• [Source records]
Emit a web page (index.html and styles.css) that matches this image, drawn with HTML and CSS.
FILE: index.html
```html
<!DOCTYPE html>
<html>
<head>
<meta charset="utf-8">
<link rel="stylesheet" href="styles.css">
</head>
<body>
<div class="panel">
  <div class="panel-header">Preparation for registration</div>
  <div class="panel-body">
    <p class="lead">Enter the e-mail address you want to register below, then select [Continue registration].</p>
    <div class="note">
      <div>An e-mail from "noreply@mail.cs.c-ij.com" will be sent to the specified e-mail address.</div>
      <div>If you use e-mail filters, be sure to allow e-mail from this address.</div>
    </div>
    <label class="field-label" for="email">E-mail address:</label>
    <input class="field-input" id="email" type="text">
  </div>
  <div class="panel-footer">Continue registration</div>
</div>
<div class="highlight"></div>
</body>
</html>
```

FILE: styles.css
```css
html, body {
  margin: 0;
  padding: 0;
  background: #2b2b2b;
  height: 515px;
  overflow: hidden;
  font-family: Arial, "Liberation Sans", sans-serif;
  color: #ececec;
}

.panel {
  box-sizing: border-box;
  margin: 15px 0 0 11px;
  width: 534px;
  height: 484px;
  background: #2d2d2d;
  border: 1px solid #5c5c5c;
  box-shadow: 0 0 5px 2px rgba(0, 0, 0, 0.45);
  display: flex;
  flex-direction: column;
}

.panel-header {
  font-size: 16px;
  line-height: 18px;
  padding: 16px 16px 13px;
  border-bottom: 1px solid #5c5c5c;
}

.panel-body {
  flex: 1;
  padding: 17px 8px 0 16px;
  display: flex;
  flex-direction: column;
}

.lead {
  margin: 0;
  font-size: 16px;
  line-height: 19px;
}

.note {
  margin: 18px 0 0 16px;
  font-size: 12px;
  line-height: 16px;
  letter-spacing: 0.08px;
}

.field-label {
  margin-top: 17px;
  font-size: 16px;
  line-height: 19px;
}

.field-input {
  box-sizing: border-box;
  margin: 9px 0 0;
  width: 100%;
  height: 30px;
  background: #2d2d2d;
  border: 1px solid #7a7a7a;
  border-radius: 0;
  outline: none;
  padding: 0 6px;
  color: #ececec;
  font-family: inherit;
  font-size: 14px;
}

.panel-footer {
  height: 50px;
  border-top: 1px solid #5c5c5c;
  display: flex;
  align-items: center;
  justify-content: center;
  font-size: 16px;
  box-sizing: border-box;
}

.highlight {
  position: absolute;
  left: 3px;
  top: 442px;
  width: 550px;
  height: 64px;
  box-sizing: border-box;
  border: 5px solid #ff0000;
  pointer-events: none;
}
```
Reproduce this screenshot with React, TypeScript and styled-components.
==
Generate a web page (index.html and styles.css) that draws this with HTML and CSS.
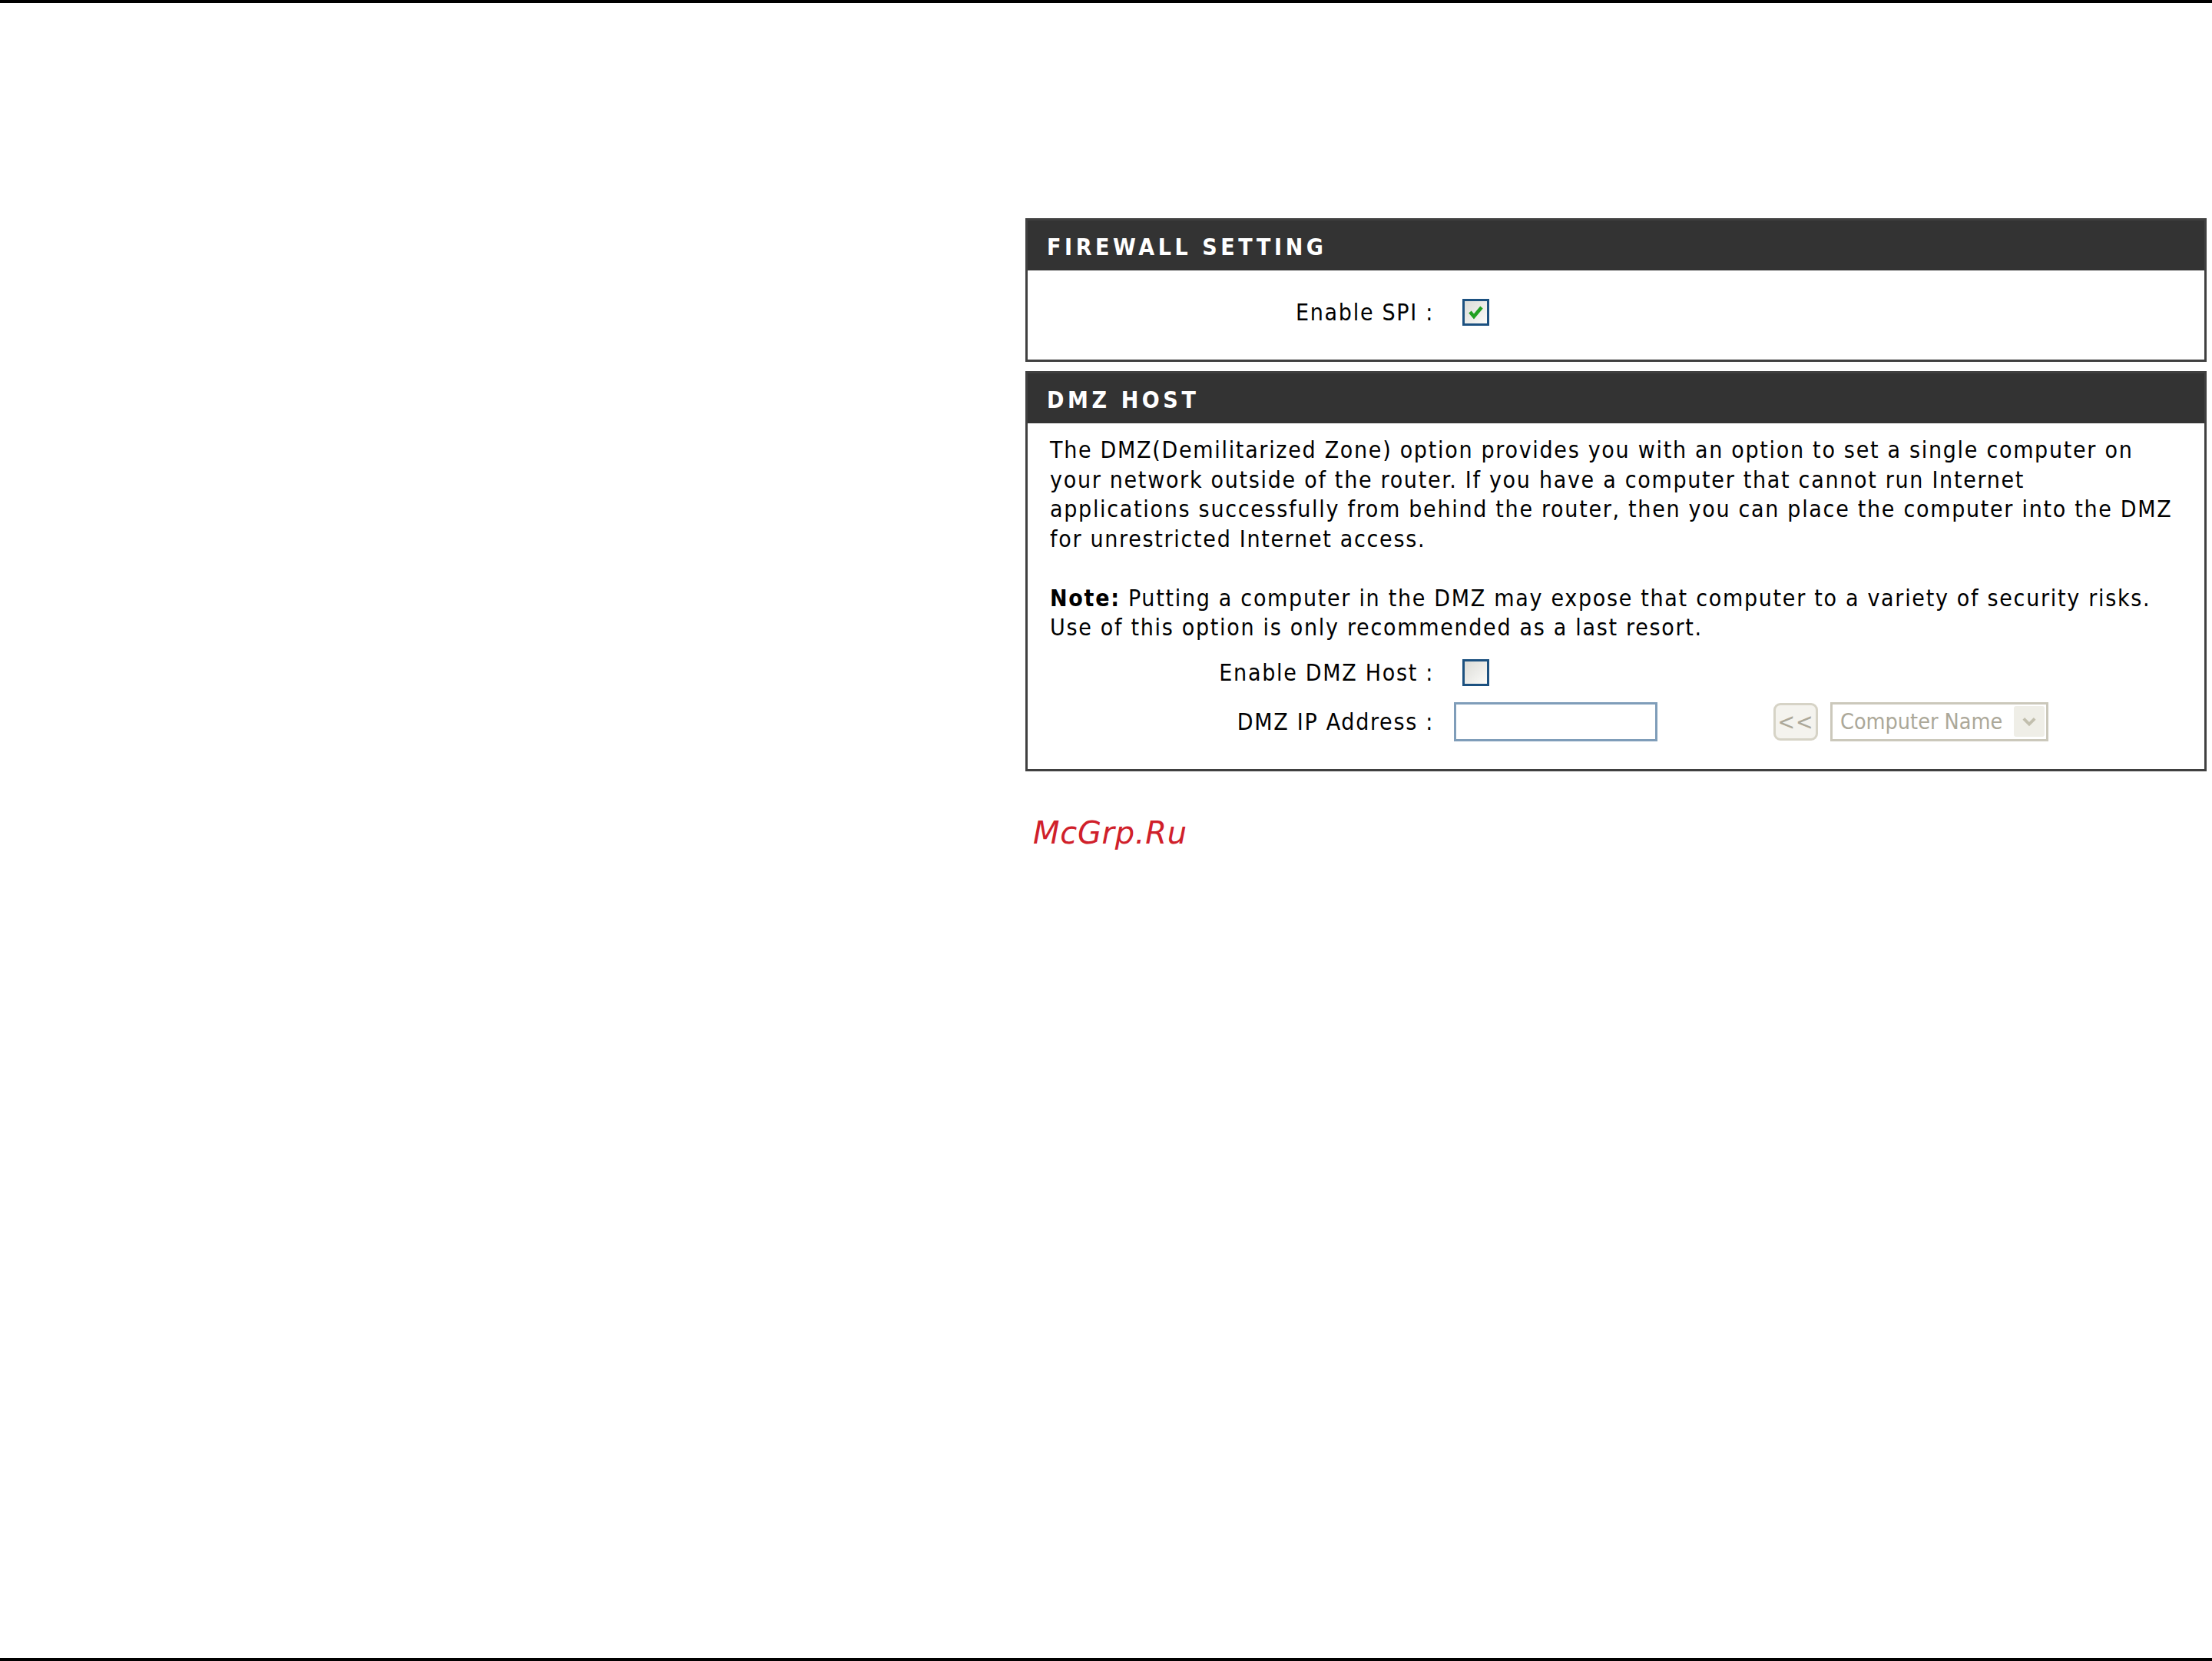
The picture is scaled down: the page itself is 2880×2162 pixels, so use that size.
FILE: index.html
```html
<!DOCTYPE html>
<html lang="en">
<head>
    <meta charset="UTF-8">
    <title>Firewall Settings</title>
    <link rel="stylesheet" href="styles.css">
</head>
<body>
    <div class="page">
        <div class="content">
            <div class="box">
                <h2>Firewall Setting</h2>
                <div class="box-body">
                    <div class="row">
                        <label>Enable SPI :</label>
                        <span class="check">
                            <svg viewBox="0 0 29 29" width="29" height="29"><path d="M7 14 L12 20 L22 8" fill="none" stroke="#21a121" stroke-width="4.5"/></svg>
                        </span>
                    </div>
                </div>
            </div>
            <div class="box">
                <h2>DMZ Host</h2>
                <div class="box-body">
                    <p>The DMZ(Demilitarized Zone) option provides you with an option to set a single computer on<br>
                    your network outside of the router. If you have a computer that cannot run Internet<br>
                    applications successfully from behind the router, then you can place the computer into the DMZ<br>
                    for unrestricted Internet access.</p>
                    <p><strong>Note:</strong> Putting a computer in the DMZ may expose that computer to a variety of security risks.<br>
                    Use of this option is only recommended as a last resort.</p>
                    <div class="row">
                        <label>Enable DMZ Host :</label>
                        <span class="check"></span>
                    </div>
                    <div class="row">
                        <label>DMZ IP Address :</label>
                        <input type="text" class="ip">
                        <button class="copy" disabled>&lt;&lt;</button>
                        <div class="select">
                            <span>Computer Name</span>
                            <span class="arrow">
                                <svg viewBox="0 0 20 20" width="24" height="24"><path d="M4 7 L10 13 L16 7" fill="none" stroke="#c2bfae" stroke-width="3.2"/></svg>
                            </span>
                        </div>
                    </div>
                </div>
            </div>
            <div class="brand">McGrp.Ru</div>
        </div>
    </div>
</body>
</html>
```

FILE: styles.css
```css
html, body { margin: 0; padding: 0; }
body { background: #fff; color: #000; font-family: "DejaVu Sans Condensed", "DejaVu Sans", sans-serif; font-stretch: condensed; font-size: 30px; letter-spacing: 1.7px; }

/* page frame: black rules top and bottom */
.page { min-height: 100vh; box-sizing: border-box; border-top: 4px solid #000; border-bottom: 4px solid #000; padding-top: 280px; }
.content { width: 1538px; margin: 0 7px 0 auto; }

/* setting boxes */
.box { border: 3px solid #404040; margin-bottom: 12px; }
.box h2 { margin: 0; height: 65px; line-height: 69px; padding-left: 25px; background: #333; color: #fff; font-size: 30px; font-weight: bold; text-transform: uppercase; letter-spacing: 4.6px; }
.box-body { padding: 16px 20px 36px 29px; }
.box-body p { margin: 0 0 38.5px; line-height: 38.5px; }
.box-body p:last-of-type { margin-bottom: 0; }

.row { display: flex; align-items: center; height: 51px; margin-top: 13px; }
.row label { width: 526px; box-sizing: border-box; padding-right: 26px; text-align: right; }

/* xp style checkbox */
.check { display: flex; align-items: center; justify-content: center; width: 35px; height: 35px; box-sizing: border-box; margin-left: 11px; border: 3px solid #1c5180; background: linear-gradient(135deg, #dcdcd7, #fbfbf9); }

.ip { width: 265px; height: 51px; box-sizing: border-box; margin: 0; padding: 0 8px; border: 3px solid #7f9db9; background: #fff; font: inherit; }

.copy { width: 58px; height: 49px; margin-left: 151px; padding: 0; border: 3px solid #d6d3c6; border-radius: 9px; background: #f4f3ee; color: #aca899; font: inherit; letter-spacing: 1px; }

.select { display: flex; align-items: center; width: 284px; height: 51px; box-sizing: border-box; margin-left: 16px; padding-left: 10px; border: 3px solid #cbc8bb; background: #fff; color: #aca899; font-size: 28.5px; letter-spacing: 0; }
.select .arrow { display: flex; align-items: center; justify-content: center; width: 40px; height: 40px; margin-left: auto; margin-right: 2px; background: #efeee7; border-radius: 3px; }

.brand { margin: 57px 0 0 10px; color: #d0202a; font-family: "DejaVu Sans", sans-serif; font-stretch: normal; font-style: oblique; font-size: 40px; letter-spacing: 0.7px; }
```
---
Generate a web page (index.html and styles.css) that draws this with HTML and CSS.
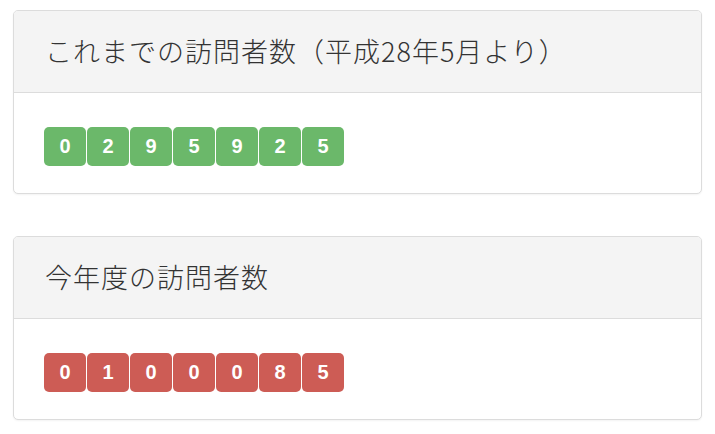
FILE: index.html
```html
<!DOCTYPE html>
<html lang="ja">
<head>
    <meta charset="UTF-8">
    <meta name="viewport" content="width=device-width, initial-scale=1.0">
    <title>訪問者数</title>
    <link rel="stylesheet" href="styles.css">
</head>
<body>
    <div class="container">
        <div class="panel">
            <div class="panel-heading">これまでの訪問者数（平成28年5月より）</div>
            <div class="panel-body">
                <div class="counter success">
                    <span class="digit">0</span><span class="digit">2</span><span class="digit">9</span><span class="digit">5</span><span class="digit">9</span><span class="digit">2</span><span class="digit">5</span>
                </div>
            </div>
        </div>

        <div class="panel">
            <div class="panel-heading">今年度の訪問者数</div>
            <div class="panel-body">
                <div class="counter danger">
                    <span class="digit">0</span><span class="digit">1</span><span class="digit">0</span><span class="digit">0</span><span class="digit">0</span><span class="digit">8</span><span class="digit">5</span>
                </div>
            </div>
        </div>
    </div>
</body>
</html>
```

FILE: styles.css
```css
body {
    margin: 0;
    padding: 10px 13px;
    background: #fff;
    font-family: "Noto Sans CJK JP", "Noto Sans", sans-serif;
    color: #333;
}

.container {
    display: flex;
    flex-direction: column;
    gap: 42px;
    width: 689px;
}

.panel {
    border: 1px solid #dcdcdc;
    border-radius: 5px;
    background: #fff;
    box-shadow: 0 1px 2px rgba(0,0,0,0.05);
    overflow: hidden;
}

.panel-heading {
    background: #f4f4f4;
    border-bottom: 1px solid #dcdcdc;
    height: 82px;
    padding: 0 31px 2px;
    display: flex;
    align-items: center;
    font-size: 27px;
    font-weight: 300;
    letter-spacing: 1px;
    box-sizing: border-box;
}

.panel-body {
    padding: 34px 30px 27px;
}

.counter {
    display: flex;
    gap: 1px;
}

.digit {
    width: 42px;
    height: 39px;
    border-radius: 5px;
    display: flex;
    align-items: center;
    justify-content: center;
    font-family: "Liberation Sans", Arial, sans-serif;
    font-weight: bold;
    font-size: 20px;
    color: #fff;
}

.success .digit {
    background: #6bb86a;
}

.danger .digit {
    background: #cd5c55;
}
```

• [Task instructions] Out of the records, collect only those lines that contain the string "with".

• [Correct output]
Emit a web page (index.html and styles.css) that matches this image, drawn with HTML and CSS.
Reproduce this screenshot with React, TypeScript and styled-components.
Generate a web page (index.html and styles.css) that draws this with HTML and CSS.
                    <p>The DMZ(Demilitarized Zone) option provides you with an option to set a single computer on<br>
Generate a web page (index.html and styles.css) that draws this with HTML and CSS.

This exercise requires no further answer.